The second comic… no, just no. The bottom line it writes is visible from space. I know you want to get already-libertarians to read it, but the only way you could get this aligned with rationality is to start from the beginning, chronicle your entire process of deciding what political position to take, and be genuinely unsure of which side you would end up taking.
This is what I’m thinking of trying to cover in the potential third instalment—that, in order to truly know/believe/understand that (political position X) is a useful social tool, you have to consider that it might not be, and do so seriously. At the moment, I’m trying to figure out which of LessWrong’s most quotable thoughts could be applied therein, with the top of the list being the Litany of Tarski and an adapted version of learning how to lose (eg, that “losing must be thinkable”).
I’ve gotten a bit of positive feedback from both non-furry libertarians and non-libertarian furries, so I think I’m doing reasonably well at targeting both audiences both together and separately.
(Of course, I could be wrong.)
A few thoughts …
Which I am very happy to read.
Rationality (both epistemic and instrumental) is about applying methods, not having beliefs about those methods. Illustrating the methods, rather than just talking about them and saying that they are good, would probably be more effective.

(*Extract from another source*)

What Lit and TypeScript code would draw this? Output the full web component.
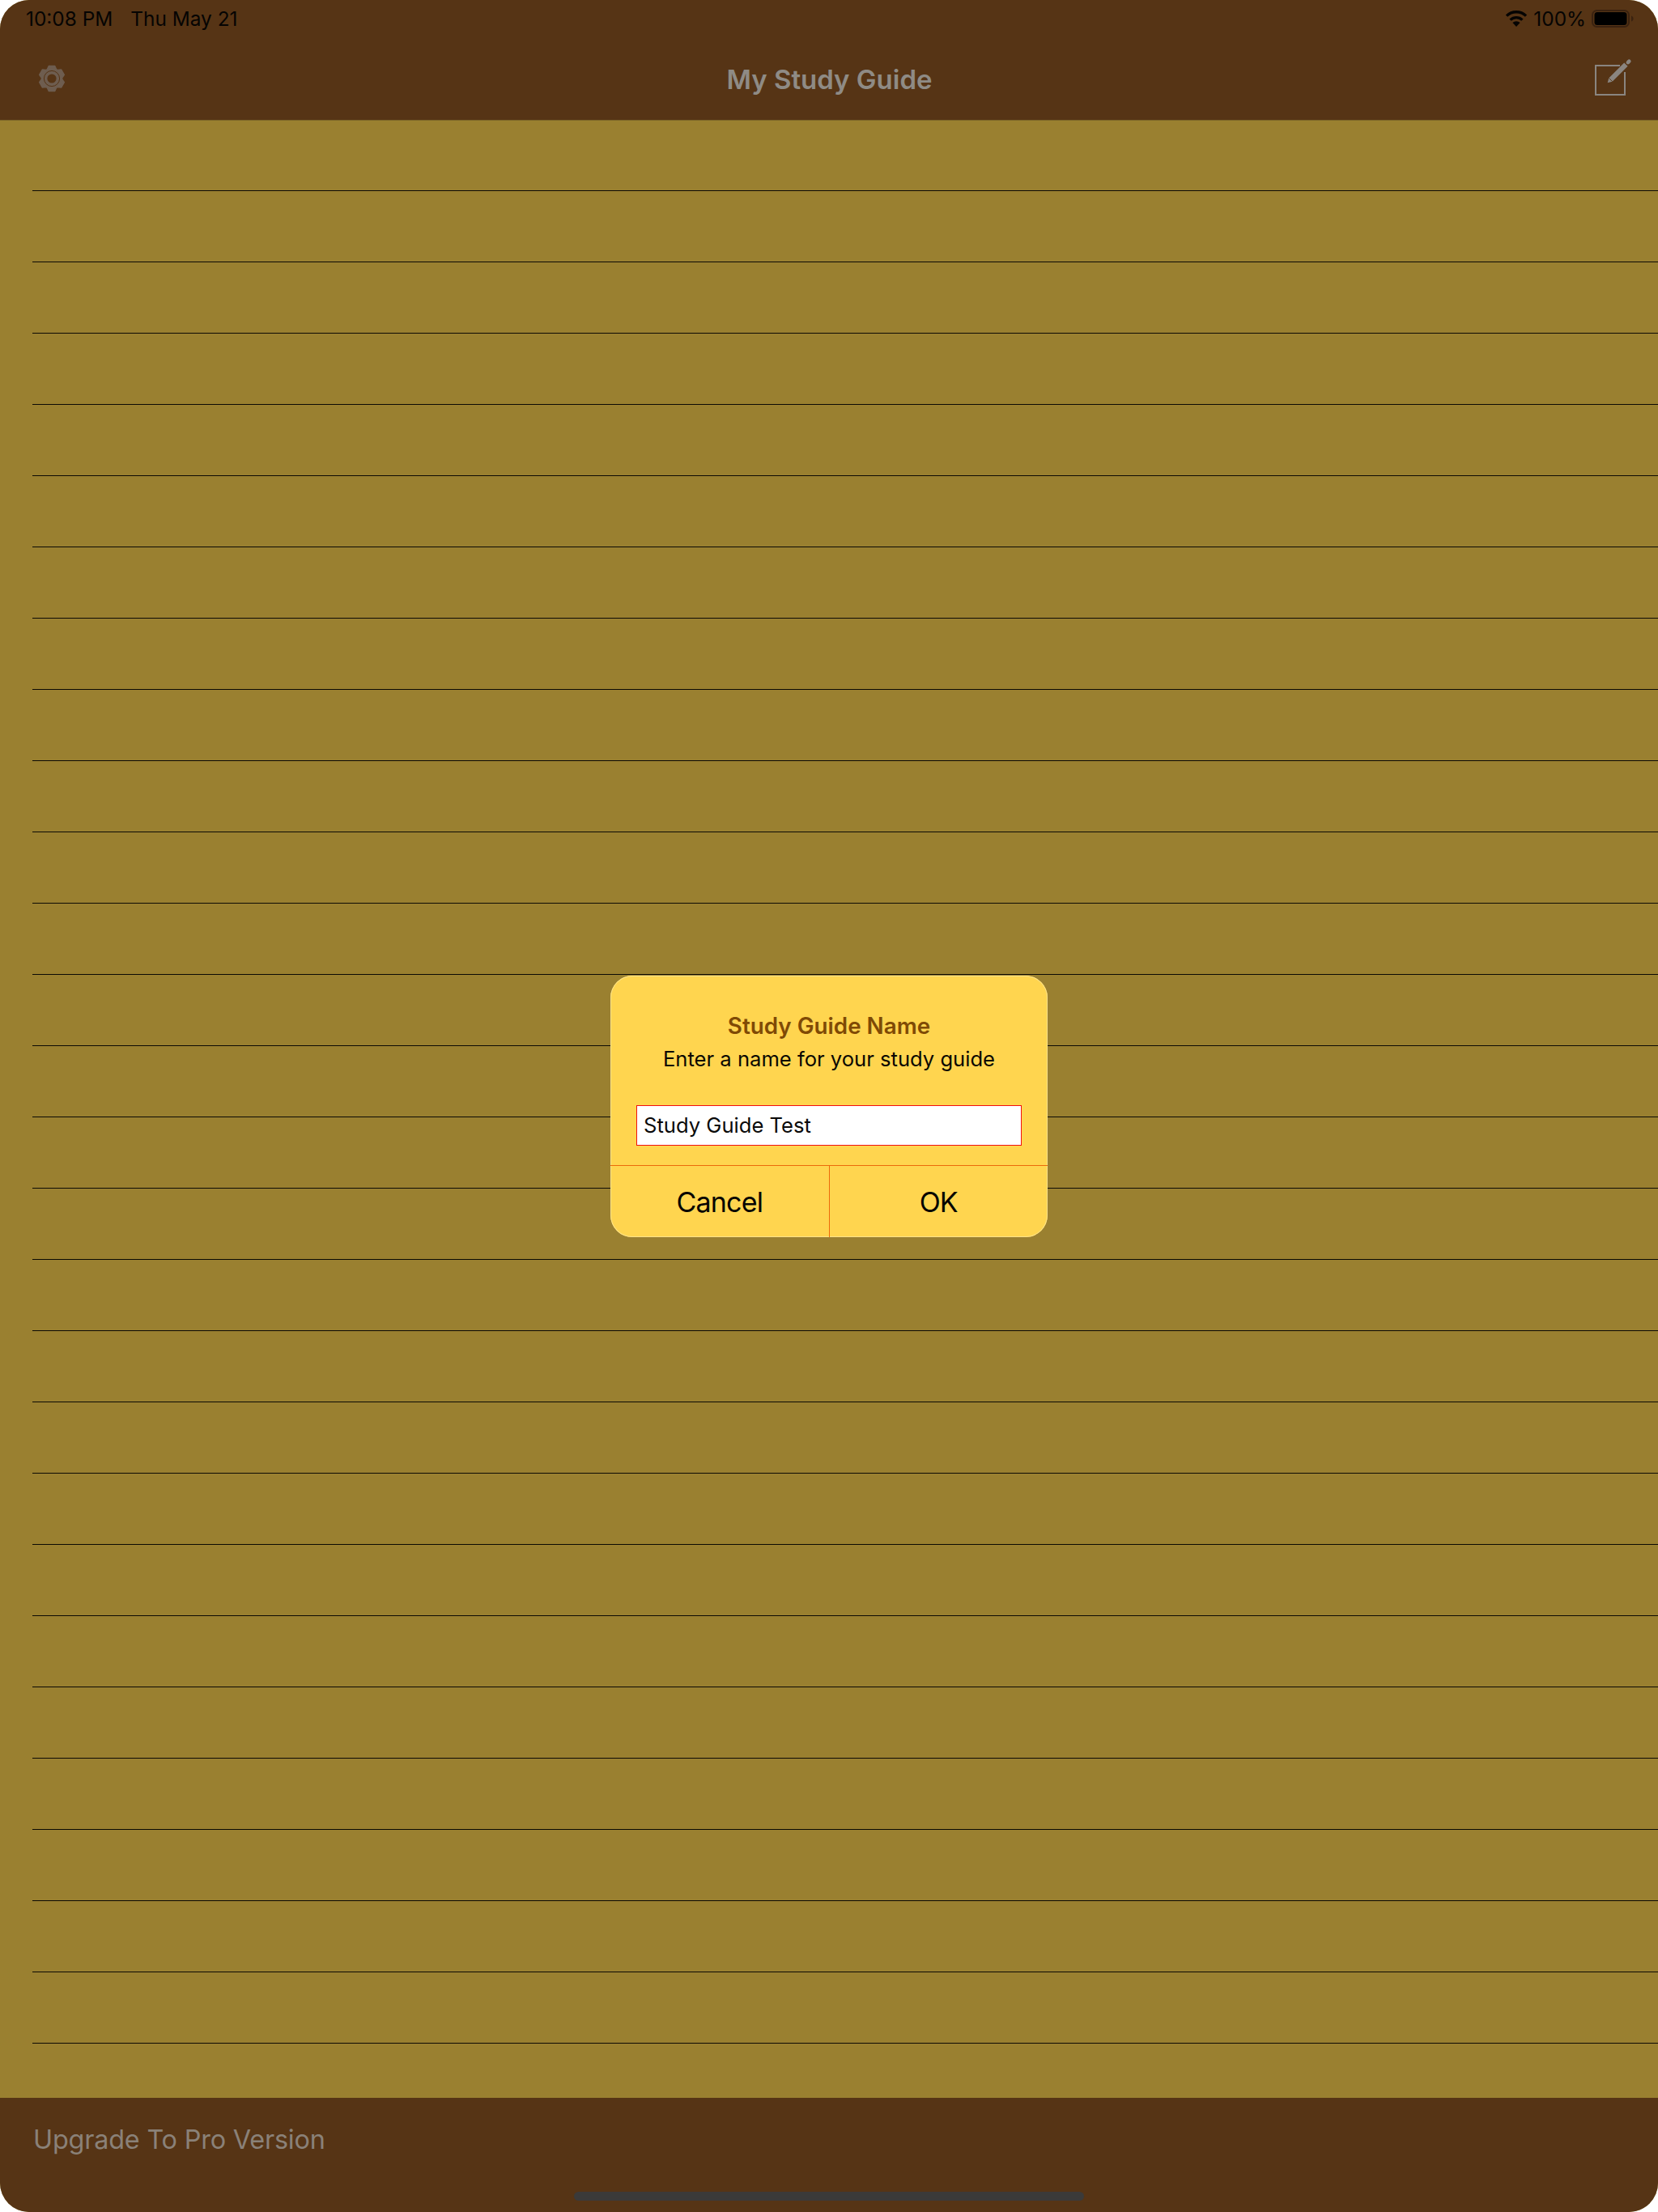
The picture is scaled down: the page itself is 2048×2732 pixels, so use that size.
import { LitElement, html, css, svg } from "lit";
import { customElement } from "lit/decorators.js";

function gearPath(): string {
  const cx = 17, cy = 17, out = 16, root = 12.6;
  const pts: string[] = [];
  for (let i = 0; i < 6; i++) {
    const a = -90 + i * 60;
    for (const [d, r] of [[-27, root], [-13, out], [13, out], [27, root]] as [number, number][]) {
      const t = ((a + d) * Math.PI) / 180;
      pts.push(`${(cx + r * Math.cos(t)).toFixed(2)},${(cy + r * Math.sin(t)).toFixed(2)}`);
    }
  }
  return pts.join(" ");
}

@customElement("app-root")
export class AppRoot extends LitElement {
  static styles = css`
    :host {
      display: block;
      width: 2048px;
      height: 2732px;
      background: #fff;
      font-family: Inter, "Liberation Sans", sans-serif;
    }
    .screen {
      position: relative;
      width: 100%;
      height: 100%;
      display: flex;
      flex-direction: column;
      border-radius: 36px;
      overflow: hidden;
      background: #9a8030;
    }
    .top {
      height: 148px;
      flex: none;
      background: #563415;
      display: flex;
      flex-direction: column;
    }
    .status {
      height: 46px;
      padding: 0 30px 0 32px;
      display: flex;
      align-items: center;
      justify-content: space-between;
      font-size: 24.4px;
      color: #050403;
    }
    .status-left { display: flex; gap: 22px; }
    .status-right { display: flex; align-items: center; gap: 7px; }
    .nav {
      flex: 1;
      display: flex;
      align-items: center;
      justify-content: space-between;
      padding: 0 29px 0 47px;
    }
    .title {
      font-size: 33px;
      font-weight: 600;
      color: #8f8b85;
      margin-left: 1px;
      padding-top: 2px;
    }
    .icon { display: block; flex: none; }
    .lines {
      flex: 1;
      box-shadow: inset 0 1px 0 #7a6428;
    }
    .row {
      height: 88px;
      box-sizing: border-box;
      margin-left: 40px;
      border-bottom: 1px solid #0c0a04;
    }
    .bottom {
      height: 141px;
      flex: none;
      background: #563415;
      box-sizing: border-box;
      padding: 32px 41px 0;
      font-size: 32.4px;
      letter-spacing: -0.2px;
      color: #8a8178;
      display: flex;
      flex-direction: column;
      justify-content: space-between;
    }
    .home {
      align-self: center;
      width: 630px;
      height: 11px;
      margin-bottom: 14px;
      border-radius: 6px;
      background: #3b3a39;
    }
    .dialog {
      position: absolute;
      left: 754px;
      top: 1205px;
      width: 540px;
      height: 323px;
      box-sizing: border-box;
      border-radius: 27px;
      background: #ffd54f;
      box-shadow: inset 0 0 0 1px #ffe38a;
      display: flex;
      flex-direction: column;
      overflow: hidden;
    }
    .dlg-body {
      flex: 1;
      display: flex;
      flex-direction: column;
      align-items: center;
      padding-top: 45px;
    }
    .dlg-title {
      font-size: 27.8px;
      font-weight: 600;
      line-height: 34px;
      color: #7f4a05;
    }
    .dlg-msg {
      font-size: 25.6px;
      line-height: 34px;
      margin-top: 7px;
      color: #0a0802;
    }
    .field {
      margin-top: 40px;
      width: 476px;
      height: 50px;
      box-sizing: border-box;
      border: 1px solid #f01010;
      background: #fff;
      padding: 0 8px 2px;
      font: 25.6px Inter, "Liberation Sans", sans-serif;
      color: #0a0a0a;
      border-radius: 0;
      outline: none;
    }
    .buttons {
      height: 88px;
      flex: none;
      display: flex;
      border-top: 1px solid #ec6a0a;
    }
    .btn {
      flex: 1;
      display: flex;
      align-items: center;
      justify-content: center;
      font-size: 34px;
      letter-spacing: -0.8px;
      color: #050402;
    }
    .btn + .btn { border-left: 1px solid #ec6a0a; }
  `;

  render() {
    const rows = Array.from({ length: 27 });
    return html`
      <div class="screen">
        <header class="top">
          <div class="status">
            <div class="status-left"><span>10:08 PM</span><span>Thu May 21</span></div>
            <div class="status-right">
              <svg class="icon" width="28" height="20" viewBox="0 0 28 20">
                <path d="M14 20l-4.6-5a6.6 6.6 0 0 1 9.2 0z" fill="#050403" />
                <path d="M6.600 11.600a10.600 10.600 0 0 1 14.800 0M2 6.600a17.200 17.200 0 0 1 24 0" fill="none" stroke="#050403" stroke-width="3.4" />
              </svg>
              <span>100%</span>
              <svg class="icon" width="52" height="22" viewBox="0 0 52 22">
                <rect x="1" y="1" width="45" height="20" rx="5.5" fill="none" stroke="#3a2210" stroke-width="2" />
                <rect x="3.500" y="3" width="40" height="16" rx="3.5" fill="#000" />
                <path d="M49 7.500c1.600.5 2.600 2 2.600 3.500s-1 3-2.600 3.500z" fill="#3a2210" />
              </svg>
            </div>
          </div>
          <div class="nav">
            <svg class="icon" width="34" height="34" viewBox="0 0 34 34">
              <polygon points=${gearPath()} fill="#6e5d4f" stroke="#6e5d4f" stroke-width="1.5" stroke-linejoin="round" />
              <circle cx="17" cy="17" r="9.6" fill="none" stroke="#563415" stroke-width="1" />
              <circle cx="17" cy="17" r="5.6" fill="#563415" />
            </svg>
            <div class="title">My Study Guide</div>
            <svg class="icon" width="52" height="52" viewBox="0 0 52 52">
              ${svg`
                <path d="M34 10H4v36h36V18" fill="none" stroke="#8a8580" stroke-width="2" />
                <path d="M18.700 31.300L20.200 25.400 39.200 6.400 43.600 10.800 24.600 29.800z" fill="#8a8580" />
                <path d="M20.300 25.300L24.700 29.700" stroke="#563415" stroke-width="0.9" />
                <path d="M43.900 6.100L45.300 4.700" stroke="#8a8580" stroke-width="4.6" stroke-linecap="round" />
              `}
            </svg>
          </div>
        </header>
        <main class="lines">
          ${rows.map(() => html`<div class="row"></div>`)}
        </main>
        <footer class="bottom">
          <div>Upgrade To Pro Version</div>
          <div class="home"></div>
        </footer>
        <div class="dialog">
          <div class="dlg-body">
            <div class="dlg-title">Study Guide Name</div>
            <div class="dlg-msg">Enter a name for your study guide</div>
            <input class="field" .value=${"Study Guide Test"} readonly />
          </div>
          <div class="buttons">
            <div class="btn">Cancel</div>
            <div class="btn">OK</div>
          </div>
        </div>
      </div>
    `;
  }
}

Show characters engaging in rationality, not just praising it.
I agree—and this is what I’m currently trying to figure out how to script out. (I’d tried to do something like this in the second part, describing how to try ‘getting the job done’ of increasing liberty even when stuck in a political system full of ‘top of the dung heap oligarchs’, but it ended up being more about the specific tactics than the thinking processes used to figure those tactics out.)
At this point, any suggestions on how to do that would be cheerfully welcomed.

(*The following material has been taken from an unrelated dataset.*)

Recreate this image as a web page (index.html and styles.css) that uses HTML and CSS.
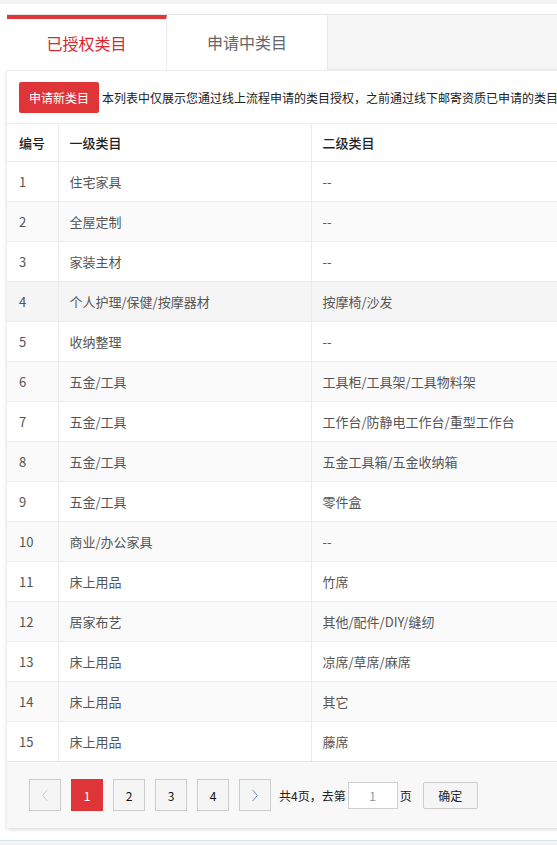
FILE: index.html
```html
<!DOCTYPE html>
<html lang="zh-CN">
<head>
<meta charset="utf-8">
<title>已授权类目</title>
<link rel="stylesheet" href="styles.css">
</head>
<body>
<div class="topbar"></div>
<div class="page">
  <div class="tabs">
    <div class="tab active">已授权类目</div>
    <div class="tab">申请中类目</div>
  </div>
  <div class="card">
    <div class="toolbar">
      <button class="btn-apply">申请新类目</button>
      <span class="desc">本列表中仅展示您通过线上流程申请的类目授权，之前通过线下邮寄资质已申请的类目授权不在此列表中展示</span>
    </div>
    <table class="grid">
      <colgroup>
        <col class="c1"><col class="c2"><col class="c3">
      </colgroup>
      <thead>
        <tr><th>编号</th><th>一级类目</th><th>二级类目</th></tr>
      </thead>
      <tbody>
        <tr><td>1</td><td>住宅家具</td><td>--</td></tr>
        <tr><td>2</td><td>全屋定制</td><td>--</td></tr>
        <tr><td>3</td><td>家装主材</td><td>--</td></tr>
        <tr class="hover"><td>4</td><td>个人护理/保健/按摩器材</td><td>按摩椅/沙发</td></tr>
        <tr><td>5</td><td>收纳整理</td><td>--</td></tr>
        <tr><td>6</td><td>五金/工具</td><td>工具柜/工具架/工具物料架</td></tr>
        <tr><td>7</td><td>五金/工具</td><td>工作台/防静电工作台/重型工作台</td></tr>
        <tr><td>8</td><td>五金/工具</td><td>五金工具箱/五金收纳箱</td></tr>
        <tr><td>9</td><td>五金/工具</td><td>零件盒</td></tr>
        <tr><td>10</td><td>商业/办公家具</td><td>--</td></tr>
        <tr><td>11</td><td>床上用品</td><td>竹席</td></tr>
        <tr><td>12</td><td>居家布艺</td><td>其他/配件/DIY/缝纫</td></tr>
        <tr><td>13</td><td>床上用品</td><td>凉席/草席/麻席</td></tr>
        <tr><td>14</td><td>床上用品</td><td>其它</td></tr>
        <tr><td>15</td><td>床上用品</td><td>藤席</td></tr>
      </tbody>
    </table>
    <div class="pager">
      <span class="pg disabled"><svg viewBox="0 0 10 16" width="8" height="13"><path d="M8 1 L2 8 L8 15" fill="none" stroke="currentColor" stroke-width="1.2"/></svg></span>
      <span class="pg current">1</span>
      <span class="pg">2</span>
      <span class="pg">3</span>
      <span class="pg">4</span>
      <span class="pg next"><svg viewBox="0 0 10 16" width="8" height="13"><path d="M2 1 L8 8 L2 15" fill="none" stroke="currentColor" stroke-width="1.2"/></svg></span>
      <span class="pg-text">共4页，去第</span>
      <input class="pg-input" type="text" value="1">
      <span class="pg-text unit">页</span>
      <button class="pg-go">确定</button>
    </div>
  </div>
  <div class="below"></div>
</div>
<div class="footer-line"></div>
</body>
</html>
```

FILE: styles.css
```css
html, body {
  margin: 0;
  padding: 0;
  background: #ffffff;
  font-family: "Noto Sans CJK SC", "Open Sans", sans-serif;
  color: #333;
  overflow: hidden;
}

.topbar {
  height: 4px;
  background: #f2f2f2;
}

.page {
  padding: 10px 0 0 7px;
  width: 800px;
}

.tabs {
  display: flex;
  height: 55px;
  border-top: 1px solid #e6e6e6;
  background: #f7f7f7;
}

.tab {
  width: 161px;
  box-sizing: border-box;
  background: #fff;
  border-right: 1px solid #e8e8e8;
  font-size: 16px;
  line-height: 55px;
  text-align: center;
  color: #666;
}

.tab.active {
  width: 160px;
  border-top: 4px solid #e0363a;
  line-height: 49px;
  color: #d9262b;
  border-right: 1px solid #ececec;
}

.card {
  background: #fff;
  box-shadow: 0 1px 4px rgba(0, 0, 0, 0.18);
  border-top: 1px solid #ececec;
}

.toolbar {
  display: flex;
  align-items: center;
  height: 52px;
  padding-left: 12px;
  white-space: nowrap;
  overflow: hidden;
}

.btn-apply {
  height: 31px;
  padding: 0 10px;
  border: none;
  border-radius: 2px;
  background: #e03538;
  color: #fff;
  font-family: inherit;
  font-size: 12px;
  line-height: 31px;
  margin-top: 1px;
}

.desc {
  margin-left: 3px;
  font-size: 12px;
  color: #222;
}

.grid {
  border-collapse: collapse;
  table-layout: fixed;
  width: 780px;
  font-size: 13px;
}

.grid .c1 { width: 51px; }
.grid .c2 { width: 253px; }
.grid .c3 { width: 476px; }

.grid th,
.grid td {
  text-align: left;
  padding: 0 0 0 11px;
  border-top: 1px solid #ebebeb;
  border-left: 1px solid #ebebeb;
  white-space: nowrap;
}

.grid th:first-child,
.grid td:first-child {
  border-left: none;
  padding-left: 12px;
}

.grid th {
  height: 37px;
  font-weight: 500;
  color: #222;
}

.grid td {
  height: 39px;
  color: #555;
}

.grid tbody tr:nth-child(even) td {
  background: #fafafa;
}

.grid tbody tr.hover td {
  background: #f5f5f5;
}

.pager {
  display: flex;
  align-items: center;
  height: 66px;
  border-top: 1px solid #e6e6e6;
  background: #f8f8f8;
  padding-left: 22px;
  font-size: 12px;
}

.pg {
  width: 30px;
  height: 30px;
  border: 1px solid #cccccc;
  background: #f5f5f5;
  display: flex;
  align-items: center;
  justify-content: center;
  margin-right: 10px;
  color: #111;
  font-size: 12px;
}

.pg.current {
  width: 32px;
  height: 32px;
  border: none;
  background: #e03538;
  color: #fff;
}

.pg.disabled {
  color: #c8c8c8;
}

.pg.next {
  color: #6a8bbf;
  margin-right: 8px;
}

.pg-text {
  color: #222;
}

.pg-input {
  width: 48px;
  height: 25px;
  box-sizing: content-box;
  padding: 0;
  margin: 0 2px;
  border: 1px solid #d0d0d0;
  background: #fff;
  text-align: center;
  font-family: inherit;
  font-size: 12px;
  color: #8a98b0;
  outline: none;
}

.pg-text.unit {
  margin-right: 11px;
}

.pg-go {
  width: 55px;
  height: 27px;
  border: 1px solid #cccccc;
  border-radius: 2px;
  background: #f5f5f5;
  font-family: inherit;
  font-size: 12px;
  color: #222;
  padding: 0;
}

.below {
  height: 12px;
}

.footer-line {
  height: 10px;
  border-top: 1px solid #dde3ea;
  background: #f4f4f4;
}
```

I really do not like the panel where the ostensibly rationalist rat character is beating the religious dog character over the head with a stick. In my experience, hitting people is not a useful way to get them to think.
Maybe I should start a discussion thread here on the ‘Stick Test’ I came up with some time ago, a rather more direct method to refute certain forms of philosophical navel-gazing such as solipsism, adapted from Dr. Johnson’s famous “I refute it thus!”.
Moreover, giving “rationalist” people arguments for hating “non-rationalist” people is probably a really, really bad idea.
… hate? Hrm. Do you really see that panel as involving hatred? I was hoping it would be closer to ‘frustration with people who disparage not just the truth, but the methods of determining it’ (and a bit of harmless cartoon-humorous release of said frustration).